We are convinced that the commission's rule which fails to grant a hearing to a suspended civil servant is at odds with the statute and therefore cannot stand. That the suspension is only for a short period of time is immaterial in the face of the language of sec. 63.10, Stats. Mr. Irany was entitled to a hearing; it is apparent that he did not waive it. The circuit court should enter an order which directs the commission to hold a hearing or, upon its failure to do so, to set aside the suspension. By the Court. — Order reversed, and cause remanded with directions to enter an order in conformity with this opinion.
I concur with the majority opinion that sec. 63.10, Stats., required a hearing as a matter of right on this suspension and that the rule of the Milwaukee County Civil Service Commission to the contrary is invalid. A suspension with its attendant loss of pay to the employee and black mark on his personnel record can be almost as serious (especially if repeated) to the employee as removal or discharge. There is just as much reason for affording an employee a hearing on charges leading to suspension as on charges leading to removal or discharge.

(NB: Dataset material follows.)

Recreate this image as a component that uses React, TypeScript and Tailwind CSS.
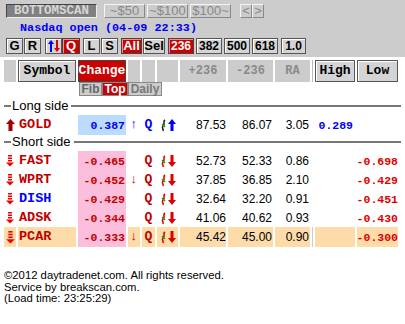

I cannot concur with that part of the opinion remanding the matter to the circuit court with directions that an order be entered directing the commission to hold a hearing. In my opinion the commission has failed to order a hearing to be held "within three weeks" after the filing of the charge. If there was a breach of the statute, as there was, in the commission's failure to order a hearing on the suspension charge, it was just as much a breach not to hold the hearing within the time prescribed by the statute. It would not be "fair play" to expect the employee, over a year and a half after the alleged offense to now present his case at a hearing that should have been held within twenty-one days of the charge. State ex rel. Ball v. McPhee (1959), 6 Wis.2d 190, 199, 94 N.W.2d 711. I would therefore reverse the judgment and remand the cause to the circuit court with instructions to enter an order directing the commission to set aside the suspension and reimburse the employee for any pay loss that he has suffered as a result of the illegal suspension.